» **TASK STATEMENT**:
Check every line below for the word "index" and copy each one that has it.

++++++++

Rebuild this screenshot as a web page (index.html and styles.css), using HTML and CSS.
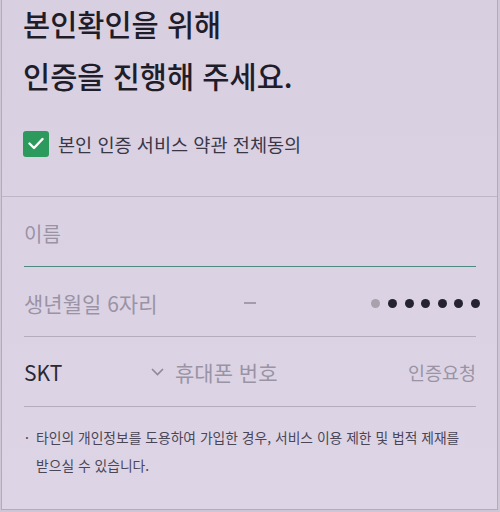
FILE: index.html
```html
<!DOCTYPE html>
<html lang="ko">
<head>
    <meta charset="UTF-8">
    <meta name="viewport" content="width=device-width, initial-scale=1.0">
    <title>본인확인</title>
    <link rel="stylesheet" href="styles.css">
</head>
<body>

    <div class="screen">
        <div class="intro">
            <h1 class="title">본인확인을 위해<br>인증을 진행해 주세요.</h1>

            <label class="agree">
                <span class="checkbox">
                    <svg width="16" height="13" viewBox="0 0 16 13">
                        <polyline points="1.5,6.5 6,11 14.5,2" fill="none" stroke="#fff" stroke-width="2.4" stroke-linecap="round" stroke-linejoin="round"/>
                    </svg>
                </span>
                본인 인증 서비스 약관 전체동의
            </label>
        </div>

        <div class="form">
            <div class="field field-active">
                <span class="placeholder">이름</span>
            </div>

            <div class="field birth">
                <span class="placeholder">생년월일 6자리</span>
                <span class="dash"></span>
                <span class="dots">
                    <i class="dot dot-empty"></i>
                    <i class="dot"></i>
                    <i class="dot"></i>
                    <i class="dot"></i>
                    <i class="dot"></i>
                    <i class="dot"></i>
                    <i class="dot"></i>
                </span>
            </div>

            <div class="field phone">
                <span class="carrier">SKT</span>
                <svg class="chevron" width="13" height="8" viewBox="0 0 13 8">
                    <polyline points="1,1 6.5,6.5 12,1" fill="none" stroke="#8f8899" stroke-width="1.6"/>
                </svg>
                <span class="placeholder phone-number">휴대폰 번호</span>
                <span class="request">인증요청</span>
            </div>

            <p class="notice">타인의 개인정보를 도용하여 가입한 경우, 서비스 이용 제한 및 법적 제재를 받으실 수 있습니다.</p>
        </div>
    </div>

</body>
</html>
```

FILE: styles.css
```css
html, body {
    margin: 0;
    padding: 0;
    height: 100%;
    background-color: #cfc7d6;
}

body {
    font-family: "Noto Sans CJK KR", "Noto Sans", sans-serif;
    color: #23212c;
}

.screen {
    box-sizing: border-box;
    height: 510px;
    margin: 0 2px 2px 1px;
    border: 1px solid #b3abb9;
    border-top: none;
    background: linear-gradient(#d8cfe1, #ddd5e6);
    overflow: hidden;
}

.intro {
    padding: 0 21px;
    border-bottom: 1px solid #bfb7c8;
}

.title {
    margin: -3px 0 0;
    font-size: 29.5px;
    font-weight: 500;
    line-height: 52px;
    color: #1f1d2a;
}

.agree {
    display: flex;
    align-items: center;
    gap: 9px;
    margin: 29px 0 39px;
    font-size: 18.6px;
    color: #3a3746;
}

.checkbox {
    display: flex;
    align-items: center;
    justify-content: center;
    width: 26px;
    height: 26px;
    border-radius: 3px;
    background-color: #2b9a5c;
}

.form {
    padding: 0 21px 0 22px;
}

.field {
    display: flex;
    align-items: center;
    height: 70px;
    box-sizing: border-box;
    border-bottom: 1px solid #b5adbe;
}

.field-active {
    padding-top: 3px;
    border-bottom: 1.5px solid #4f8a80;
}

.placeholder {
    font-size: 20px;
    color: #9a93a4;
}

.birth {
    display: grid;
    grid-template-columns: 1fr auto 1fr;
    padding-top: 3px;
}

.birth .placeholder {
    font-size: 21px;
}

.dash {
    width: 12px;
    height: 1.5px;
    background-color: #a39cab;
}

.dots {
    display: flex;
    justify-content: flex-end;
    gap: 7.6px;
    margin-right: -4px;
}

.dot {
    width: 9px;
    height: 9px;
    border-radius: 50%;
    background-color: #25232f;
}

.dot-empty {
    background-color: #a8a2ae;
}

.carrier {
    width: 127px;
    font-size: 21px;
    color: #2a2835;
}

.chevron {
    margin-right: 11px;
}

.phone-number {
    flex: 1;
    font-size: 21px;
}

.request {
    font-size: 18.5px;
    color: #9a93a4;
}

.notice {
    position: relative;
    margin: 16px 0 0;
    padding: 0 8px 0 12px;
    font-size: 13.8px;
    line-height: 28px;
    word-break: keep-all;
    color: #4a4656;
}

.notice::before {
    content: "·";
    position: absolute;
    left: 1px;
    top: 0;
}
```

++++++++

» **RESPONSE**:
Rebuild this screenshot as a web page (index.html and styles.css), using HTML and CSS.
FILE: index.html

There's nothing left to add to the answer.